Shifting back into his job as Penn's technology czar, O'Donnell claims to have no illusions that technology is a panacea. "It is possible to use it to dehumanize education, to mechanize it. And I could imagine an institution that's pressed for resources that would cut back faculty, automate, and produce machine-driven teaching and call it 'education.' I'm guessing that will happen. I think the way to keep it from happening is by displaying what the best practices are for using technology. We need to do careful experiments; we need to pilot things; we need to push the envelope in order to explore what it will take to do things well with these tools."

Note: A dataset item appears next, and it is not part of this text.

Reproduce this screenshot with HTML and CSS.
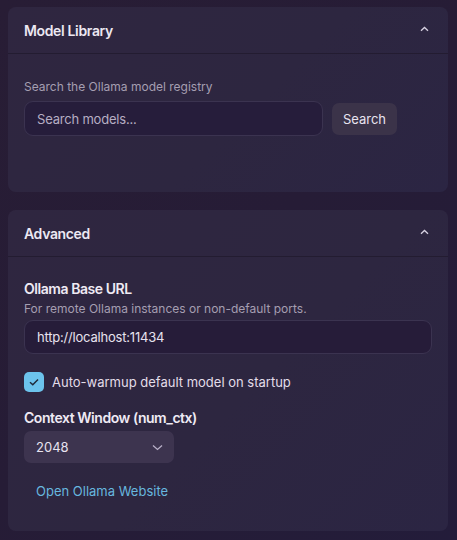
FILE: index.html
```html
<!DOCTYPE html>
<html lang="en">

<head>
    <meta charset="UTF-8">
    <title>Settings</title>
    <link rel="stylesheet" href="styles.css">
</head>

<body>
    <div class="panel">
        <section class="card">
            <div class="card-head">
                <h2>Model Library</h2>
                <svg class="chev" width="9" height="6" viewBox="0 0 9 6"><path d="M1 4.8L4.5 1.5L8 4.8" fill="none" stroke="#d8d2e2" stroke-width="1.3"/></svg>
            </div>
            <div class="card-body lib">
                <p class="hint">Search the Ollama model registry</p>
                <div class="search-row">
                    <input class="field" type="text" placeholder="Search models...">
                    <button class="btn">Search</button>
                </div>
            </div>
        </section>

        <section class="card">
            <div class="card-head">
                <h2>Advanced</h2>
                <svg class="chev" width="9" height="6" viewBox="0 0 9 6"><path d="M1 4.8L4.5 1.5L8 4.8" fill="none" stroke="#d8d2e2" stroke-width="1.3"/></svg>
            </div>
            <div class="card-body adv">
                <div class="group">
                    <label class="label">Ollama Base URL</label>
                    <p class="desc">For remote Ollama instances or non-default ports.</p>
                    <input class="field url" type="text" value="http://localhost:11434">
                </div>
                <label class="check">
                    <span class="box">
                        <svg width="12" height="10" viewBox="0 0 12 10"><path d="M2 5.2L4.8 7.8L10 2.4" fill="none" stroke="#1f2a3a" stroke-width="1.5"/></svg>
                    </span>
                    Auto-warmup default model on startup
                </label>
                <div class="group">
                    <label class="label">Context Window (num_ctx)</label>
                    <div class="select">
                        <span>2048</span>
                        <svg width="11" height="7" viewBox="0 0 11 7"><path d="M1 1.5L5.5 5.5L10 1.5" fill="none" stroke="#b9b0c8" stroke-width="1.3"/></svg>
                    </div>
                </div>
                <a class="link" href="#">Open Ollama Website</a>
            </div>
        </section>
    </div>
</body>

</html>
```

FILE: styles.css
```css
* {
    padding: 0;
    margin: 0;
    box-sizing: border-box;
}

body {
    width: 457px;
    height: 540px;
    overflow: hidden;
    background: linear-gradient(135deg, #281d35 0%, #261c36 50%, #231c3a 100%);
    font-family: Inter, "Noto Sans", sans-serif;
    color: #e9e4f0;
}

.panel {
    padding: 7px 9px 0 8px;
    display: flex;
    flex-direction: column;
    gap: 18px;
}

.card {
    background: linear-gradient(135deg, #2f2640 0%, #2d2640 55%, #2b2543 100%);
    border-radius: 8px;
}

.card-head {
    height: 47px;
    padding: 0 19px 0 16px;
    display: flex;
    align-items: center;
    justify-content: space-between;
    border-bottom: 1px solid #231c31;
}

.card-head h2 {
    font-size: 14px;
    font-weight: 600;
    letter-spacing: -0.35px;
    color: #ece8f2;
}

.chev {
    margin-top: -2px;
}

.card-body {
    padding: 0 16px;
}

.lib {
    padding-top: 25px;
    height: 138px;
}

.hint {
    font-size: 12px;
    color: #a59eb1;
    line-height: 16px;
}

.search-row {
    margin-top: 6px;
    display: flex;
    align-items: center;
    gap: 9px;
}

.field {
    height: 35px;
    border: 1px solid #3b3350;
    border-radius: 9px;
    background: #261d3b;
    padding: 0 12px;
    font-family: inherit;
    font-size: 13px;
    letter-spacing: -0.2px;
    color: #e7e2ee;
    outline: none;
}

.field::placeholder {
    color: #b6aec3;
}

.search-row .field {
    width: 299px;
}

.btn {
    height: 32px;
    width: 65px;
    border: 0;
    border-radius: 7px;
    background: #3b3349;
    color: #e8e3ef;
    font-family: inherit;
    font-size: 13px;
}

.adv {
    padding-top: 23px;
    padding-bottom: 32px;
}

.group {
    display: flex;
    flex-direction: column;
}

.label {
    font-size: 14px;
    font-weight: 600;
    letter-spacing: -0.45px;
    color: #efeaf4;
    line-height: 18px;
}

.desc {
    font-size: 12px;
    color: #a59eb1;
    line-height: 16px;
    margin-top: 3px;
}

.field.url {
    width: 408px;
    height: 34px;
    margin-top: 3px;
    background: #261c39;
}

.check {
    display: flex;
    align-items: center;
    gap: 8px;
    font-size: 13px;
    color: #e3dde9;
    margin: 18px 0 17px;
}

.box {
    width: 20px;
    height: 20px;
    border-radius: 5px;
    background: #6cc3ec;
    display: flex;
    align-items: center;
    justify-content: center;
}

.select {
    margin-top: 4px;
    width: 150px;
    height: 32px;
    border-radius: 7px;
    background: #3d344f;
    display: flex;
    align-items: center;
    justify-content: space-between;
    padding: 0 11px 0 12px;
    font-size: 13px;
    color: #e8e3ef;
}

.link {
    display: block;
    margin: 20px 0 0 12px;
    font-size: 13px;
    color: #67b7df;
    text-decoration: none;
}
```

Back on his "day job," O'Donnell wrote a sober review of The Electronic Word: Democracy, Technology, and the Arts, which can be read on the Internet (http://ccat.sas.upenn.edu/jod/lanhamrev.html). At the end of the book review, his measured tone and sensible judgment on matters of technology give way to a little poetry, providing a glimpse of O'Donnell's passion for teaching. "The issues that the new technologies raise are very profoundly ones that already belong to the tradition of scholarship and teaching to which I belong. I am sometimes asked whether I shouldn't be speaking up for a nostalgic love for leather-bound volumes, and I freely confess that books are certainly my fetish of choice. But to use them wisely, resourcefully, passionately--that is my profession and my vocation, not a private pleasure. And this place where my words reach readers in the ambiguous virtual space of the World Wide Web is exactly where that profession has led me and where that vocation insists that I be, for now and the foreseeable future. It's an exciting time, and this virtual place, wherever in the river of spinning electrons it may be, is a very exciting place to be."